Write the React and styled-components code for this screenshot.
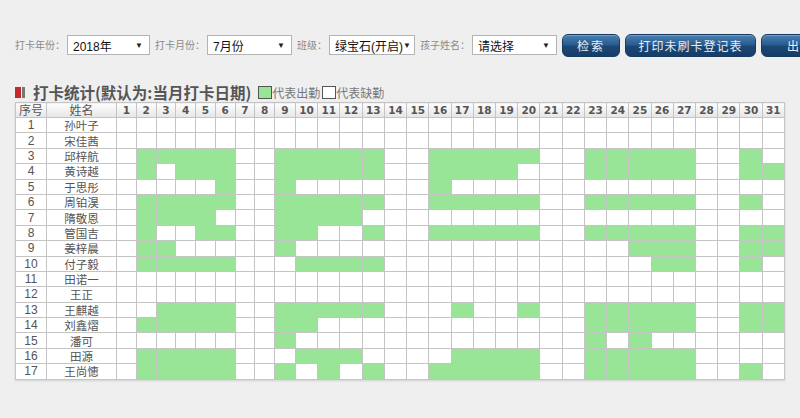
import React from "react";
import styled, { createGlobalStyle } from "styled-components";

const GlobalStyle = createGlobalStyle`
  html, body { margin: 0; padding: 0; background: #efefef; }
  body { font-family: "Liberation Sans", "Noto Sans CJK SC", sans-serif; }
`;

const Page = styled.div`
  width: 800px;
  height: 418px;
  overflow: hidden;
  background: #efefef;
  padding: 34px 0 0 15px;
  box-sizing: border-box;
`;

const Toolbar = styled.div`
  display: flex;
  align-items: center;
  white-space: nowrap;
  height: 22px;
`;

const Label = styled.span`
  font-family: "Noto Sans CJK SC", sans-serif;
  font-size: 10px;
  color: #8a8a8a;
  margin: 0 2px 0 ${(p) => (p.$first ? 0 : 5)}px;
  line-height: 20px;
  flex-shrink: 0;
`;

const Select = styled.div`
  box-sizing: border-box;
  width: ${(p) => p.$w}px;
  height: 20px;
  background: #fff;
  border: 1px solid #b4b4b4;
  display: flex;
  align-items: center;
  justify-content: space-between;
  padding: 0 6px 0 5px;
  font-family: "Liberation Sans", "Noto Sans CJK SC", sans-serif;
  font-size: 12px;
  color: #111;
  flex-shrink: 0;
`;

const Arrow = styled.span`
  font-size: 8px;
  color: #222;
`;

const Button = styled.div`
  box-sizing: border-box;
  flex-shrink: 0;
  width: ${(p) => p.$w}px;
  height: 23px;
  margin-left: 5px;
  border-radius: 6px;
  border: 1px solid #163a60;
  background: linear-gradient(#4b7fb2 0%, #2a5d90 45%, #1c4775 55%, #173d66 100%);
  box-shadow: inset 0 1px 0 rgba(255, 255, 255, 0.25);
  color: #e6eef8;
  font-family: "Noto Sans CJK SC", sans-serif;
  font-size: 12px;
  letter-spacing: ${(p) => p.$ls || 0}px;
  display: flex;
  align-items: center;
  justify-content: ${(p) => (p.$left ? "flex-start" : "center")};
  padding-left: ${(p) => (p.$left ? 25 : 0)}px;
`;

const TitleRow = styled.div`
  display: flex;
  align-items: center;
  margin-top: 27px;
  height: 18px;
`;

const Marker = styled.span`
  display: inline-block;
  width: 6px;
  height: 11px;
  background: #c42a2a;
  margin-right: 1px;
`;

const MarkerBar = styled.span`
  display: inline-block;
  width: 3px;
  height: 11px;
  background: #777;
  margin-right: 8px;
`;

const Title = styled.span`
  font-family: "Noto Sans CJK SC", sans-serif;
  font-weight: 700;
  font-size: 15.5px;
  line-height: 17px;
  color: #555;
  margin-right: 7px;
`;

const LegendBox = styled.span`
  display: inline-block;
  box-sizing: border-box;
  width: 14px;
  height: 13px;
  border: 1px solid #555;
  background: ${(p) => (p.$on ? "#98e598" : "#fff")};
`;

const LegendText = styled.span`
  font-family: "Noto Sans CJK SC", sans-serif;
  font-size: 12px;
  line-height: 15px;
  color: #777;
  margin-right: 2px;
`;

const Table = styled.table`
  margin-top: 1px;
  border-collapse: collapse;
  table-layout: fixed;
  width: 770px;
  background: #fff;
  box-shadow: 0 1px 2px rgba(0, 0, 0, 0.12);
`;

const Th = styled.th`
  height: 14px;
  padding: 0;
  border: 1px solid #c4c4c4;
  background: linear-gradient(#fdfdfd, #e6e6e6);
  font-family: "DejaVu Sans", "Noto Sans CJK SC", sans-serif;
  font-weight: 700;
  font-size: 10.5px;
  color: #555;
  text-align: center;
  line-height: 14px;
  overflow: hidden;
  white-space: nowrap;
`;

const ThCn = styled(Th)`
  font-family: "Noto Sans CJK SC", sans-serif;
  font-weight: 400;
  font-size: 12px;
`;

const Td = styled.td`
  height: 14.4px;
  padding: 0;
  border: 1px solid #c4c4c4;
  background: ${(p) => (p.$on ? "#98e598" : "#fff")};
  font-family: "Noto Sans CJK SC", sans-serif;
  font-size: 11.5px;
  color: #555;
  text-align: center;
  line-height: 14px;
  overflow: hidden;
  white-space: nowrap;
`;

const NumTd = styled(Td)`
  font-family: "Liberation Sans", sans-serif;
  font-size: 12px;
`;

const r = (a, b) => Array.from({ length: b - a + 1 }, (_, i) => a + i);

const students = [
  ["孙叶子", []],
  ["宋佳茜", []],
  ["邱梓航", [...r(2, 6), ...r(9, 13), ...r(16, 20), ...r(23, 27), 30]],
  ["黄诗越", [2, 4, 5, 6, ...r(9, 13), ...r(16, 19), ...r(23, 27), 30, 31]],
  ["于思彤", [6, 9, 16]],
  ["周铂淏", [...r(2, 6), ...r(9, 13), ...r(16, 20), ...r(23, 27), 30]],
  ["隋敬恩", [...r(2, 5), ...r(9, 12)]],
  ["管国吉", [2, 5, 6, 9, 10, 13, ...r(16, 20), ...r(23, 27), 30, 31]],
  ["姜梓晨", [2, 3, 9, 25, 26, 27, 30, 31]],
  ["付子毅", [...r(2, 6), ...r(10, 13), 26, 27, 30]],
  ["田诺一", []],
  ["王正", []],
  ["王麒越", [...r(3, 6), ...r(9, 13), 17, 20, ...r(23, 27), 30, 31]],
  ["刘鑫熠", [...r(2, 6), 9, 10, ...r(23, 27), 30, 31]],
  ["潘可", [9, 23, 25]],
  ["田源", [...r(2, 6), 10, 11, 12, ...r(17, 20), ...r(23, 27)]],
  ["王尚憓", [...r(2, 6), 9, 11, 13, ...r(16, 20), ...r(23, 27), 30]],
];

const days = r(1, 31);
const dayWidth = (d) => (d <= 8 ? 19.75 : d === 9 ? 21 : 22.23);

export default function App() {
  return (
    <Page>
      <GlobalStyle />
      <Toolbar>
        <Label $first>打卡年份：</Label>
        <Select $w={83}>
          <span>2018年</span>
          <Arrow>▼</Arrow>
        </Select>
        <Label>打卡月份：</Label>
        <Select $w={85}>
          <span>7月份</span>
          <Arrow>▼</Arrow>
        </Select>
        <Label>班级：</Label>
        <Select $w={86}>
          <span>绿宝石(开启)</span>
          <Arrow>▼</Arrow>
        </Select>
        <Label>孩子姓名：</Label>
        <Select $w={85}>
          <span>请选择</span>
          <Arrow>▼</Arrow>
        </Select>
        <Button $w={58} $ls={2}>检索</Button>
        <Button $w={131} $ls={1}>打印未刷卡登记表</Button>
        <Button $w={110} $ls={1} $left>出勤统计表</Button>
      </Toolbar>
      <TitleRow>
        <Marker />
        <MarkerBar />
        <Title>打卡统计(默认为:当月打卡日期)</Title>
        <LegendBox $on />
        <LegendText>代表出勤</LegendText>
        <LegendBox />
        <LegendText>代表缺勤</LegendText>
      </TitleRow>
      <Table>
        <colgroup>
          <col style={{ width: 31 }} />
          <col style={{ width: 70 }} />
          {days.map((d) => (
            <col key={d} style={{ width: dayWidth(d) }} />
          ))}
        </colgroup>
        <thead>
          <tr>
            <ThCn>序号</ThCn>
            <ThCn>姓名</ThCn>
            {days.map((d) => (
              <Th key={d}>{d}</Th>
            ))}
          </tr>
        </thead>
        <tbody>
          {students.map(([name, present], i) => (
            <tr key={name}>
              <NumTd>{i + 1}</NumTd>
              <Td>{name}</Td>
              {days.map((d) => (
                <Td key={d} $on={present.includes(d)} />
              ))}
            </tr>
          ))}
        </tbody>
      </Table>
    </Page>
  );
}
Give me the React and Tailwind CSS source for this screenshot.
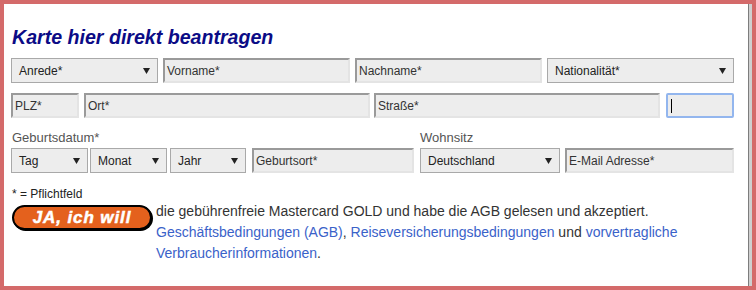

****************

● **TASK BRIEF**:
Leaving all pictures aside, quote each record exactly.

● **IN RESPONSE**:
Write the React and styled-components code for this screenshot.
import React from "react";
import styled, { createGlobalStyle } from "styled-components";

const GlobalStyle = createGlobalStyle`
  html, body { margin: 0; padding: 0; background: #efefef; }
  body { font-family: "Liberation Sans", "Noto Sans CJK SC", sans-serif; }
`;

const Page = styled.div`
  width: 800px;
  height: 418px;
  overflow: hidden;
  background: #efefef;
  padding: 34px 0 0 15px;
  box-sizing: border-box;
`;

const Toolbar = styled.div`
  display: flex;
  align-items: center;
  white-space: nowrap;
  height: 22px;
`;

const Label = styled.span`
  font-family: "Noto Sans CJK SC", sans-serif;
  font-size: 10px;
  color: #8a8a8a;
  margin: 0 2px 0 ${(p) => (p.$first ? 0 : 5)}px;
  line-height: 20px;
  flex-shrink: 0;
`;

const Select = styled.div`
  box-sizing: border-box;
  width: ${(p) => p.$w}px;
  height: 20px;
  background: #fff;
  border: 1px solid #b4b4b4;
  display: flex;
  align-items: center;
  justify-content: space-between;
  padding: 0 6px 0 5px;
  font-family: "Liberation Sans", "Noto Sans CJK SC", sans-serif;
  font-size: 12px;
  color: #111;
  flex-shrink: 0;
`;

const Arrow = styled.span`
  font-size: 8px;
  color: #222;
`;

const Button = styled.div`
  box-sizing: border-box;
  flex-shrink: 0;
  width: ${(p) => p.$w}px;
  height: 23px;
  margin-left: 5px;
  border-radius: 6px;
  border: 1px solid #163a60;
  background: linear-gradient(#4b7fb2 0%, #2a5d90 45%, #1c4775 55%, #173d66 100%);
  box-shadow: inset 0 1px 0 rgba(255, 255, 255, 0.25);
  color: #e6eef8;
  font-family: "Noto Sans CJK SC", sans-serif;
  font-size: 12px;
  letter-spacing: ${(p) => p.$ls || 0}px;
  display: flex;
  align-items: center;
  justify-content: ${(p) => (p.$left ? "flex-start" : "center")};
  padding-left: ${(p) => (p.$left ? 25 : 0)}px;
`;

const TitleRow = styled.div`
  display: flex;
  align-items: center;
  margin-top: 27px;
  height: 18px;
`;

const Marker = styled.span`
  display: inline-block;
  width: 6px;
  height: 11px;
  background: #c42a2a;
  margin-right: 1px;
`;

const MarkerBar = styled.span`
  display: inline-block;
  width: 3px;
  height: 11px;
  background: #777;
  margin-right: 8px;
`;

const Title = styled.span`
  font-family: "Noto Sans CJK SC", sans-serif;
  font-weight: 700;
  font-size: 15.5px;
  line-height: 17px;
  color: #555;
  margin-right: 7px;
`;

const LegendBox = styled.span`
  display: inline-block;
  box-sizing: border-box;
  width: 14px;
  height: 13px;
  border: 1px solid #555;
  background: ${(p) => (p.$on ? "#98e598" : "#fff")};
`;

const LegendText = styled.span`
  font-family: "Noto Sans CJK SC", sans-serif;
  font-size: 12px;
  line-height: 15px;
  color: #777;
  margin-right: 2px;
`;

const Table = styled.table`
  margin-top: 1px;
  border-collapse: collapse;
  table-layout: fixed;
  width: 770px;
  background: #fff;
  box-shadow: 0 1px 2px rgba(0, 0, 0, 0.12);
`;

const Th = styled.th`
  height: 14px;
  padding: 0;
  border: 1px solid #c4c4c4;
  background: linear-gradient(#fdfdfd, #e6e6e6);
  font-family: "DejaVu Sans", "Noto Sans CJK SC", sans-serif;
  font-weight: 700;
  font-size: 10.5px;
  color: #555;
  text-align: center;
  line-height: 14px;
  overflow: hidden;
  white-space: nowrap;
`;

const ThCn = styled(Th)`
  font-family: "Noto Sans CJK SC", sans-serif;
  font-weight: 400;
  font-size: 12px;
`;

const Td = styled.td`
  height: 14.4px;
  padding: 0;
  border: 1px solid #c4c4c4;
  background: ${(p) => (p.$on ? "#98e598" : "#fff")};
  font-family: "Noto Sans CJK SC", sans-serif;
  font-size: 11.5px;
  color: #555;
  text-align: center;
  line-height: 14px;
  overflow: hidden;
  white-space: nowrap;
`;

const NumTd = styled(Td)`
  font-family: "Liberation Sans", sans-serif;
  font-size: 12px;
`;

const r = (a, b) => Array.from({ length: b - a + 1 }, (_, i) => a + i);

const students = [
  ["孙叶子", []],
  ["宋佳茜", []],
  ["邱梓航", [...r(2, 6), ...r(9, 13), ...r(16, 20), ...r(23, 27), 30]],
  ["黄诗越", [2, 4, 5, 6, ...r(9, 13), ...r(16, 19), ...r(23, 27), 30, 31]],
  ["于思彤", [6, 9, 16]],
  ["周铂淏", [...r(2, 6), ...r(9, 13), ...r(16, 20), ...r(23, 27), 30]],
  ["隋敬恩", [...r(2, 5), ...r(9, 12)]],
  ["管国吉", [2, 5, 6, 9, 10, 13, ...r(16, 20), ...r(23, 27), 30, 31]],
  ["姜梓晨", [2, 3, 9, 25, 26, 27, 30, 31]],
  ["付子毅", [...r(2, 6), ...r(10, 13), 26, 27, 30]],
  ["田诺一", []],
  ["王正", []],
  ["王麒越", [...r(3, 6), ...r(9, 13), 17, 20, ...r(23, 27), 30, 31]],
  ["刘鑫熠", [...r(2, 6), 9, 10, ...r(23, 27), 30, 31]],
  ["潘可", [9, 23, 25]],
  ["田源", [...r(2, 6), 10, 11, 12, ...r(17, 20), ...r(23, 27)]],
  ["王尚憓", [...r(2, 6), 9, 11, 13, ...r(16, 20), ...r(23, 27), 30]],
];

const days = r(1, 31);
const dayWidth = (d) => (d <= 8 ? 19.75 : d === 9 ? 21 : 22.23);

export default function App() {
  return (
    <Page>
      <GlobalStyle />
      <Toolbar>
        <Label $first>打卡年份：</Label>
        <Select $w={83}>
          <span>2018年</span>
          <Arrow>▼</Arrow>
        </Select>
        <Label>打卡月份：</Label>
        <Select $w={85}>
          <span>7月份</span>
          <Arrow>▼</Arrow>
        </Select>
        <Label>班级：</Label>
        <Select $w={86}>
          <span>绿宝石(开启)</span>
          <Arrow>▼</Arrow>
        </Select>
        <Label>孩子姓名：</Label>
        <Select $w={85}>
          <span>请选择</span>
          <Arrow>▼</Arrow>
        </Select>
        <Button $w={58} $ls={2}>检索</Button>
        <Button $w={131} $ls={1}>打印未刷卡登记表</Button>
        <Button $w={110} $ls={1} $left>出勤统计表</Button>
      </Toolbar>
      <TitleRow>
        <Marker />
        <MarkerBar />
        <Title>打卡统计(默认为:当月打卡日期)</Title>
        <LegendBox $on />
        <LegendText>代表出勤</LegendText>
        <LegendBox />
        <LegendText>代表缺勤</LegendText>
      </TitleRow>
      <Table>
        <colgroup>
          <col style={{ width: 31 }} />
          <col style={{ width: 70 }} />
          {days.map((d) => (
            <col key={d} style={{ width: dayWidth(d) }} />
          ))}
        </colgroup>
        <thead>
          <tr>
            <ThCn>序号</ThCn>
            <ThCn>姓名</ThCn>
            {days.map((d) => (
              <Th key={d}>{d}</Th>
            ))}
          </tr>
        </thead>
        <tbody>
          {students.map(([name, present], i) => (
            <tr key={name}>
              <NumTd>{i + 1}</NumTd>
              <Td>{name}</Td>
              {days.map((d) => (
                <Td key={d} $on={present.includes(d)} />
              ))}
            </tr>
          ))}
        </tbody>
      </Table>
    </Page>
  );
}
Give me the React and Tailwind CSS source for this screenshot.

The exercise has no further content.